-- start of DATA SUPPLIED --

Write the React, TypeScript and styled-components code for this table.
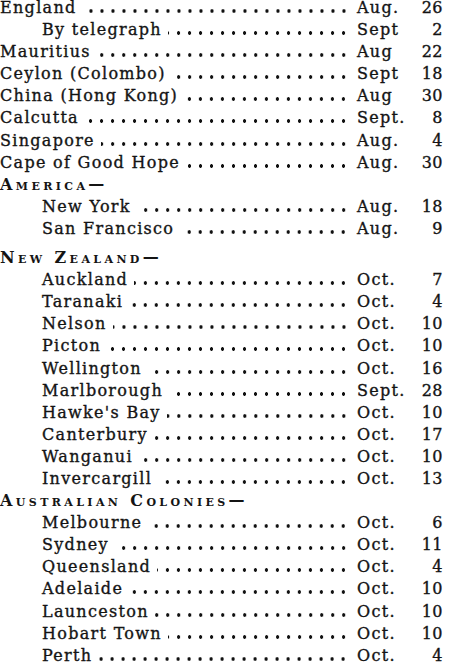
import React from 'react'
import styled, { createGlobalStyle } from 'styled-components';

type Entry = { name: string; month: string; day: string; indent?: boolean };
type Section = { title?: React.ReactNode; gap?: number; entries: Entry[] };

const sections: Section[] = [
    {
        entries: [
            { name: 'England', month: 'Aug.', day: '26' },
            { name: 'By telegraph', month: 'Sept', day: '2', indent: true },
            { name: 'Mauritius', month: 'Aug', day: '22' },
            { name: 'Ceylon (Colombo)', month: 'Sept', day: '18' },
            { name: 'China (Hong Kong)', month: 'Aug', day: '30' },
            { name: 'Calcutta', month: 'Sept.', day: '8' },
            { name: 'Singapore', month: 'Aug.', day: '4' },
            { name: 'Cape of Good Hope', month: 'Aug.', day: '30' },
        ],
    },
    {
        title: 'America—',
        entries: [
            { name: 'New York', month: 'Aug.', day: '18', indent: true },
            { name: 'San Francisco', month: 'Aug.', day: '9', indent: true },
        ],
    },
    {
        title: 'New Zealand—',
        gap: 7,
        entries: [
            { name: 'Auckland', month: 'Oct.', day: '7', indent: true },
            { name: 'Taranaki', month: 'Oct.', day: '4', indent: true },
            { name: 'Nelson', month: 'Oct.', day: '10', indent: true },
            { name: 'Picton', month: 'Oct.', day: '10', indent: true },
            { name: 'Wellington', month: 'Oct.', day: '16', indent: true },
            { name: 'Marlborough', month: 'Sept.', day: '28', indent: true },
            { name: "Hawke's Bay", month: 'Oct.', day: '10', indent: true },
            { name: 'Canterbury', month: 'Oct.', day: '17', indent: true },
            { name: 'Wanganui', month: 'Oct.', day: '10', indent: true },
            { name: 'Invercargill', month: 'Oct.', day: '13', indent: true },
        ],
    },
    {
        title: 'Australian Colonies—',
        entries: [
            { name: 'Melbourne', month: 'Oct.', day: '6', indent: true },
            { name: 'Sydney', month: 'Oct.', day: '11', indent: true },
            { name: 'Queensland', month: 'Oct.', day: '4', indent: true },
            { name: 'Adelaide', month: 'Oct.', day: '10', indent: true },
            { name: 'Launceston', month: 'Oct.', day: '10', indent: true },
            { name: 'Hobart Town', month: 'Oct.', day: '10', indent: true },
            { name: 'Perth', month: 'Oct.', day: '4', indent: true },
        ],
    },
];

const App: React.FC<{}> = () => {
    return (
        <>
            <GlobalStyle />
            <Page>
                {sections.map((section, i) => (
                    <Group key={i} $gap={section.gap || 0}>
                        {section.title && <Heading>{section.title}</Heading>}
                        {section.entries.map((entry) => (
                            <Row key={entry.name} $indent={!!entry.indent}>
                                <Name>{entry.name}</Name>
                                <Leader />
                                <DateCell>
                                    <Month>{entry.month}</Month>
                                    <Day>{entry.day}</Day>
                                </DateCell>
                            </Row>
                        ))}
                    </Group>
                ))}
            </Page>
        </>
    )
}

const GlobalStyle = createGlobalStyle`
    body {
        margin: 0;
        background: #ffffff;
        color: #141414;
        font-family: "DejaVu Serif", "Liberation Serif", serif;
    }
`;
const Page = styled.div`
    width: 450px;
    padding: 0 7px 0 0;
    margin-top: -3px;
    box-sizing: border-box;
    display: flex;
    flex-direction: column;
`;
const Group = styled.section<{ $gap: number }>`
    display: flex;
    flex-direction: column;
    margin-top: ${({ $gap }) => $gap}px;
`;
const Heading = styled.div`
    height: 22.1px;
    line-height: 22px;
    font-size: 16px;
    font-weight: bold;
    font-variant: small-caps;
    letter-spacing: 3.4px;
    white-space: nowrap;
`;
const Row = styled.div<{ $indent: boolean }>`
    display: flex;
    align-items: baseline;
    height: 22.1px;
    line-height: 22px;
    font-size: 16px;
    letter-spacing: 1.3px;
    -webkit-text-stroke: 0.35px #141414;
    padding-left: ${({ $indent }) => ($indent ? '42px' : '0px')};
`;
const Name = styled.span`
    white-space: nowrap;
`;
const Leader = styled.span`
    flex: 1;
    height: 4px;
    margin: 0 8px 0 6px;
    background-image: radial-gradient(circle, #111 1.5px, transparent 2px);
    background-size: 11px 4px;
    background-repeat: repeat-x;
    background-position: right bottom;
`;
const DateCell = styled.span`
    width: 86px;
    display: flex;
    align-items: baseline;
    justify-content: space-between;
    white-space: nowrap;
`;
const Month = styled.span``;
const Day = styled.span`
    letter-spacing: 0.5px;
`;

export default App
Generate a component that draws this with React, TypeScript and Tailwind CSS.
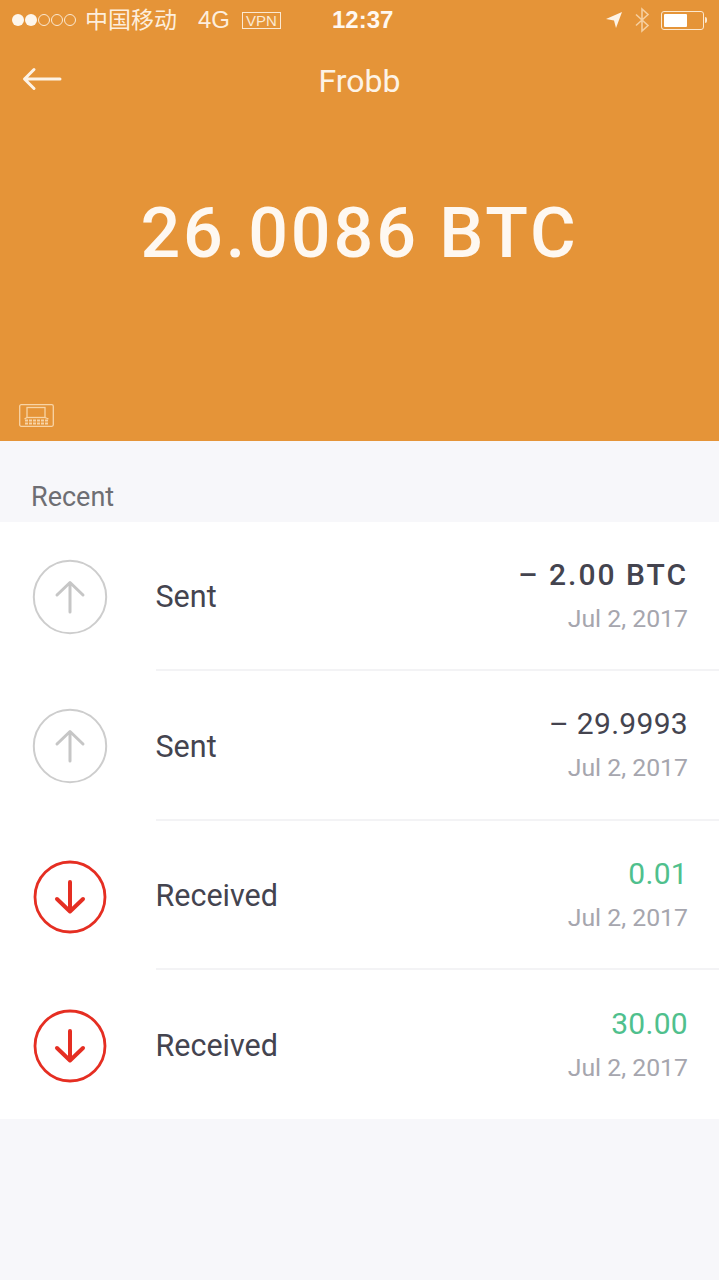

-- end of DATA SUPPLIED --

» GIVEN TASK:
Of the lines above, how many contain the word "TypeScript"? Provide the number and nothing else.

» TASK SOLUTION:
2